** BEGIN GIVEN DATA **

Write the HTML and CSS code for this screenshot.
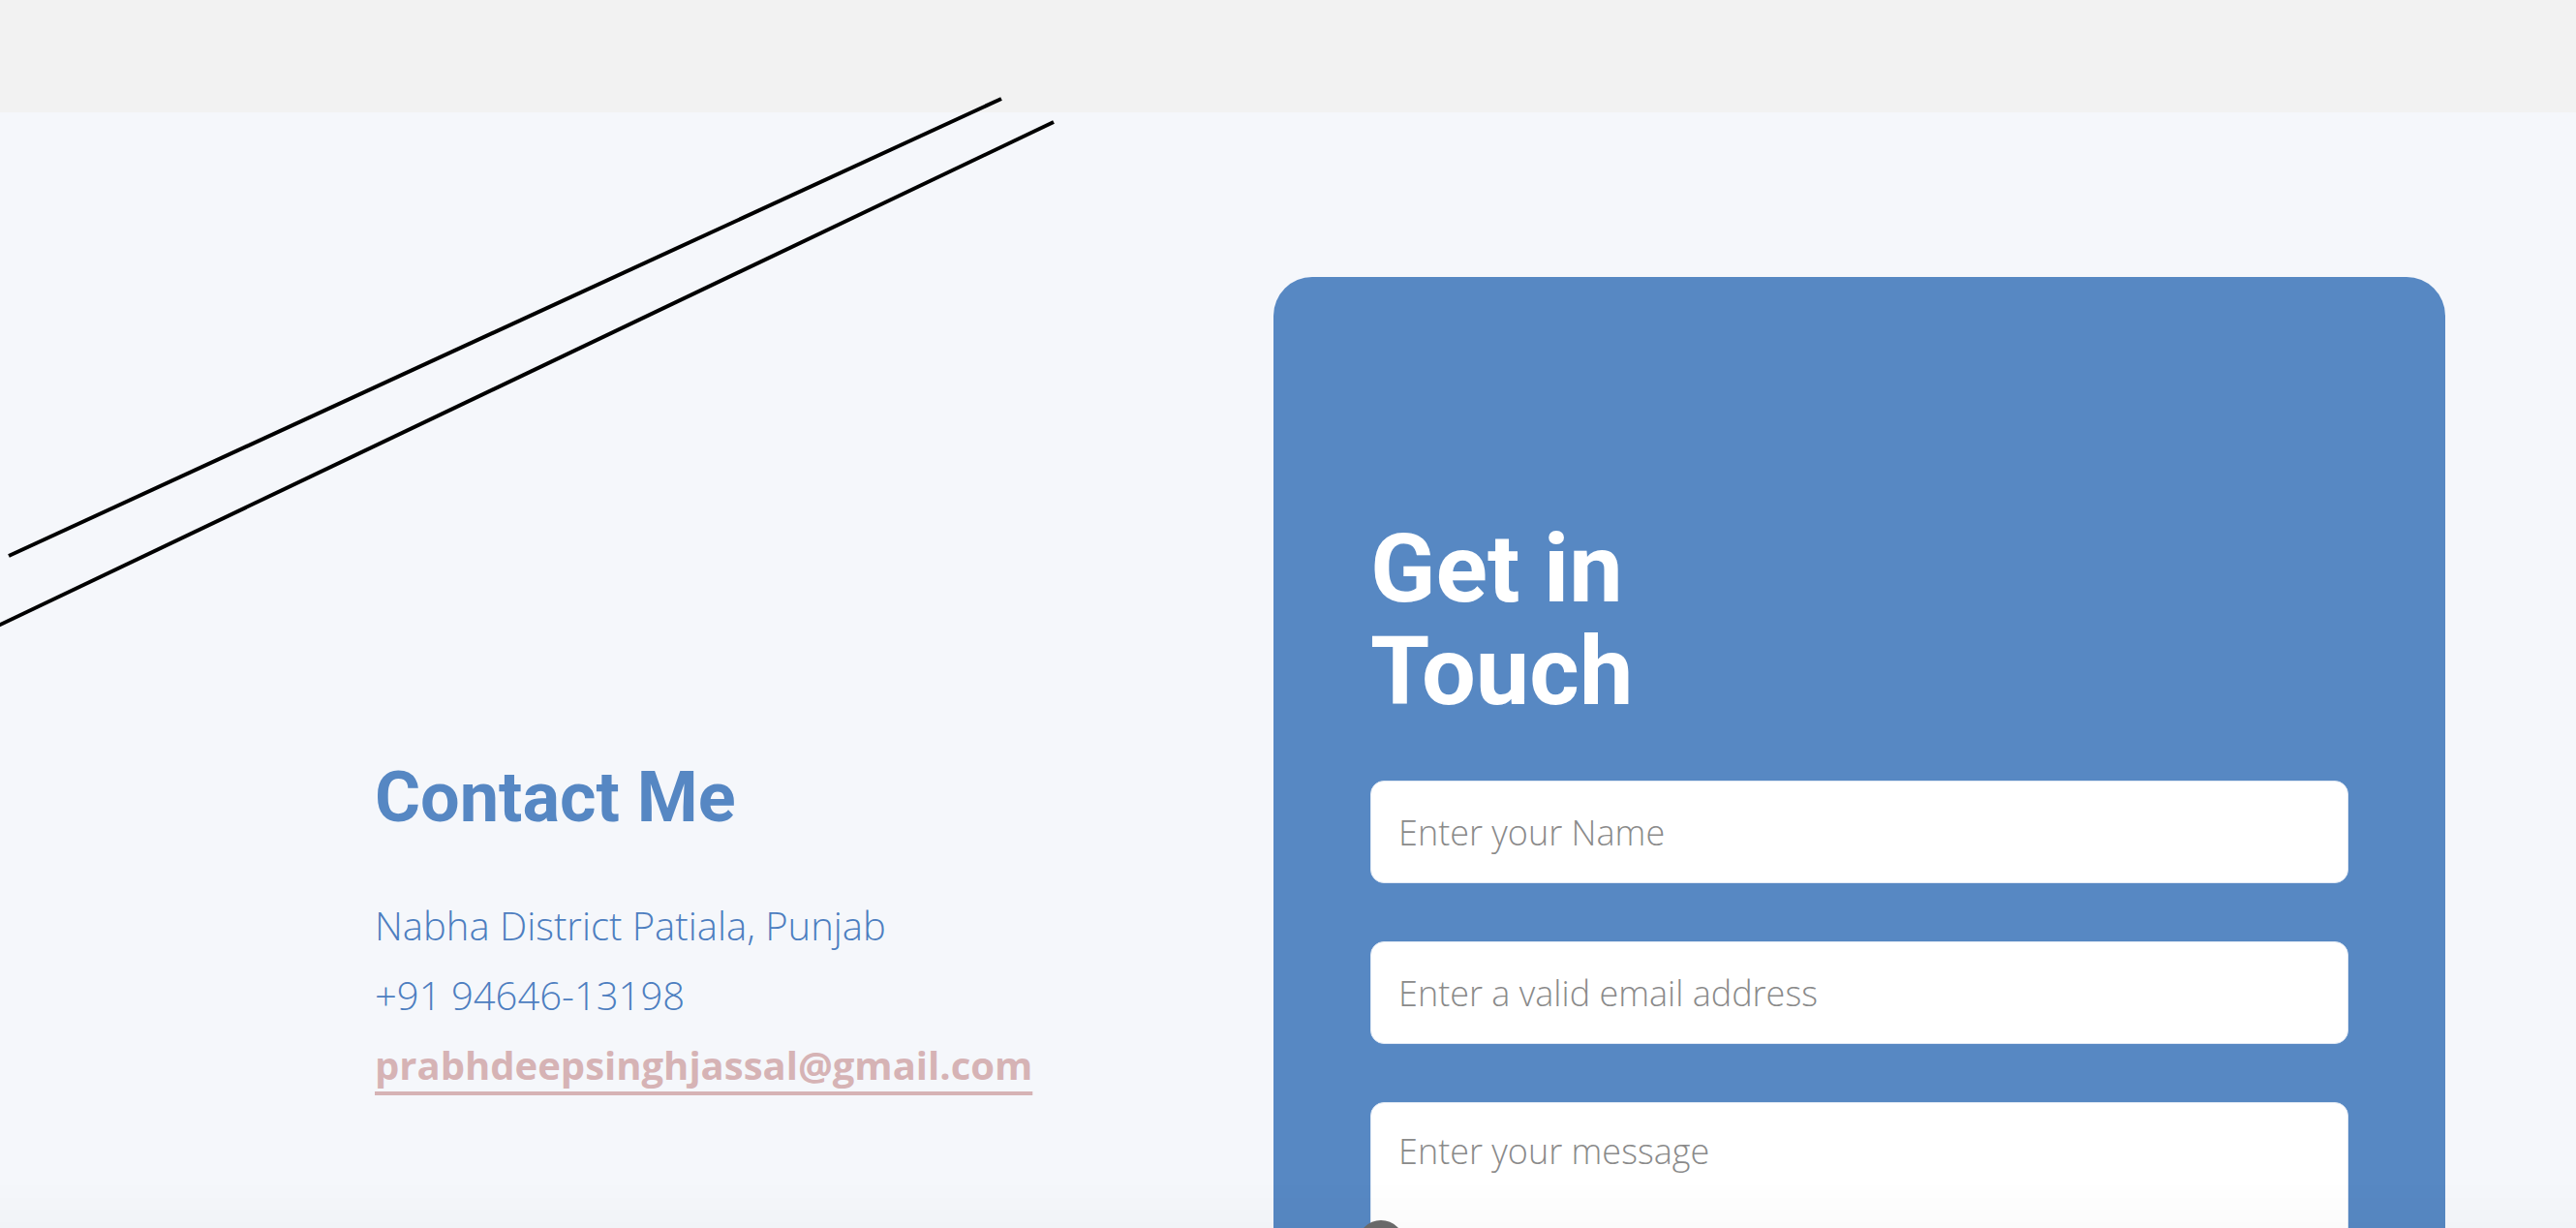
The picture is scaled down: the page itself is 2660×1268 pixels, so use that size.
FILE: index.html
```html
<!DOCTYPE html>
<html lang="en">
<head>
<meta charset="utf-8">
<title>Contact</title>
<link rel="stylesheet" href="styles.css">
</head>
<body>
<header class="topbar"></header>
<svg class="deco-lines" width="1100" height="660" viewBox="0 0 1100 660" aria-hidden="true">
  <line x1="9" y1="574" x2="1034" y2="102" stroke="#000" stroke-width="4"/>
  <line x1="-4" y1="647" x2="1088" y2="126" stroke="#000" stroke-width="4"/>
</svg>
<main class="contact">
  <section class="info">
    <h2 class="info-title">Contact Me</h2>
    <p class="info-line">Nabha District Patiala, Punjab</p>
    <p class="info-line">+91 94646-13198</p>
    <p class="info-line"><a class="info-mail" href="#">prabhdeepsinghjassal@gmail.com</a></p>
  </section>
  <section class="card">
    <h2 class="card-title">Get in Touch</h2>
    <form class="form">
      <input class="field" type="text" placeholder="Enter your Name">
      <input class="field" type="email" placeholder="Enter a valid email address">
      <textarea class="field area" placeholder="Enter your message"></textarea>
    </form>
    <span class="dot"></span>
  </section>
</main>
<div class="bottom-fade"></div>
</body>
</html>
```

FILE: styles.css
```css
* { box-sizing: border-box; }
html, body { margin: 0; padding: 0; }
body {
  background: #f5f7fb;
  font-family: "Open Sans", "Liberation Sans", sans-serif;
  height: 1268px;
  overflow: hidden;
  position: relative;
}
.topbar {
  height: 116px;
  background: #f2f2f2;
}
.deco-lines {
  position: absolute;
  left: 0;
  top: 0;
  z-index: 2;
}
.contact {
  display: flex;
  align-items: flex-start;
  padding: 170px 135px 0 387px;
}
.info {
  flex: 1;
  padding-top: 495px;
}
.info-title {
  margin: 0 0 53px;
  font-family: Roboto, "Liberation Sans", sans-serif;
  font-weight: 700;
  font-size: 72px;
  line-height: 86.4px;
  color: #5687c3;
}
.info-line {
  margin: 0;
  font-size: 40px;
  font-weight: 300;
  line-height: 72px;
  color: #4d7ec0;
}
.info-mail {
  color: #d6b3b5;
  font-weight: 700;
  text-decoration: underline;
  text-decoration-thickness: 4px;
  text-underline-offset: 12px;
  text-decoration-skip-ink: none;
}
.card {
  position: relative;
  width: 1210px;
  background: #5788c3;
  border-radius: 40px;
  padding: 248px 100px 120px;
}
.card-title {
  margin: 0;
  max-width: 400px;
  font-family: Roboto, "Liberation Sans", sans-serif;
  font-weight: 700;
  font-size: 99px;
  line-height: 106px;
  color: #ffffff;
}
.form {
  display: flex;
  flex-direction: column;
  gap: 60px;
  margin-top: 60px;
}
.field {
  display: block;
  width: 100%;
  height: 106px;
  border: 1px solid #dfe8f4;
  border-radius: 14px;
  background: #ffffff;
  padding: 0 28px;
  font-family: "Open Sans", "Liberation Sans", sans-serif;
  font-weight: 300;
  font-size: 36px;
  color: #333;
  outline: none;
}
.field::placeholder { color: #8a8a8a; opacity: 1; }
.area {
  height: 320px;
  padding: 25px 28px;
  resize: none;
}
.dot {
  position: absolute;
  left: 87px;
  top: 974px;
  width: 48px;
  height: 48px;
  border-radius: 50%;
  background: #6b6b6b;
}
.bottom-fade {
  position: fixed;
  left: 0;
  right: 0;
  bottom: 0;
  height: 50px;
  background: linear-gradient(to bottom, rgba(0,0,0,0), rgba(0,0,0,0.015));
  pointer-events: none;
  z-index: 3;
}
```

** END GIVEN DATA **

## WRITTEN REQUEST
Print the complete listing exactly, apart from any pictures.

## TASK RESPONSE
Write the HTML and CSS code for this screenshot.
The picture is scaled down: the page itself is 2660×1268 pixels, so use that size.
FILE: index.html
```html
<!DOCTYPE html>
<html lang="en">
<head>
<meta charset="utf-8">
<title>Contact</title>
<link rel="stylesheet" href="styles.css">
</head>
<body>
<header class="topbar"></header>
<svg class="deco-lines" width="1100" height="660" viewBox="0 0 1100 660" aria-hidden="true">
  <line x1="9" y1="574" x2="1034" y2="102" stroke="#000" stroke-width="4"/>
  <line x1="-4" y1="647" x2="1088" y2="126" stroke="#000" stroke-width="4"/>
</svg>
<main class="contact">
  <section class="info">
    <h2 class="info-title">Contact Me</h2>
    <p class="info-line">Nabha District Patiala, Punjab</p>
    <p class="info-line">+91 94646-13198</p>
    <p class="info-line"><a class="info-mail" href="#">prabhdeepsinghjassal@gmail.com</a></p>
  </section>
  <section class="card">
    <h2 class="card-title">Get in Touch</h2>
    <form class="form">
      <input class="field" type="text" placeholder="Enter your Name">
      <input class="field" type="email" placeholder="Enter a valid email address">
      <textarea class="field area" placeholder="Enter your message"></textarea>
    </form>
    <span class="dot"></span>
  </section>
</main>
<div class="bottom-fade"></div>
</body>
</html>
```

FILE: styles.css
```css
* { box-sizing: border-box; }
html, body { margin: 0; padding: 0; }
body {
  background: #f5f7fb;
  font-family: "Open Sans", "Liberation Sans", sans-serif;
  height: 1268px;
  overflow: hidden;
  position: relative;
}
.topbar {
  height: 116px;
  background: #f2f2f2;
}
.deco-lines {
  position: absolute;
  left: 0;
  top: 0;
  z-index: 2;
}
.contact {
  display: flex;
  align-items: flex-start;
  padding: 170px 135px 0 387px;
}
.info {
  flex: 1;
  padding-top: 495px;
}
.info-title {
  margin: 0 0 53px;
  font-family: Roboto, "Liberation Sans", sans-serif;
  font-weight: 700;
  font-size: 72px;
  line-height: 86.4px;
  color: #5687c3;
}
.info-line {
  margin: 0;
  font-size: 40px;
  font-weight: 300;
  line-height: 72px;
  color: #4d7ec0;
}
.info-mail {
  color: #d6b3b5;
  font-weight: 700;
  text-decoration: underline;
  text-decoration-thickness: 4px;
  text-underline-offset: 12px;
  text-decoration-skip-ink: none;
}
.card {
  position: relative;
  width: 1210px;
  background: #5788c3;
  border-radius: 40px;
  padding: 248px 100px 120px;
}
.card-title {
  margin: 0;
  max-width: 400px;
  font-family: Roboto, "Liberation Sans", sans-serif;
  font-weight: 700;
  font-size: 99px;
  line-height: 106px;
  color: #ffffff;
}
.form {
  display: flex;
  flex-direction: column;
  gap: 60px;
  margin-top: 60px;
}
.field {
  display: block;
  width: 100%;
  height: 106px;
  border: 1px solid #dfe8f4;
  border-radius: 14px;
  background: #ffffff;
  padding: 0 28px;
  font-family: "Open Sans", "Liberation Sans", sans-serif;
  font-weight: 300;
  font-size: 36px;
  color: #333;
  outline: none;
}
.field::placeholder { color: #8a8a8a; opacity: 1; }
.area {
  height: 320px;
  padding: 25px 28px;
  resize: none;
}
.dot {
  position: absolute;
  left: 87px;
  top: 974px;
  width: 48px;
  height: 48px;
  border-radius: 50%;
  background: #6b6b6b;
}
.bottom-fade {
  position: fixed;
  left: 0;
  right: 0;
  bottom: 0;
  height: 50px;
  background: linear-gradient(to bottom, rgba(0,0,0,0), rgba(0,0,0,0.015));
  pointer-events: none;
  z-index: 3;
}
```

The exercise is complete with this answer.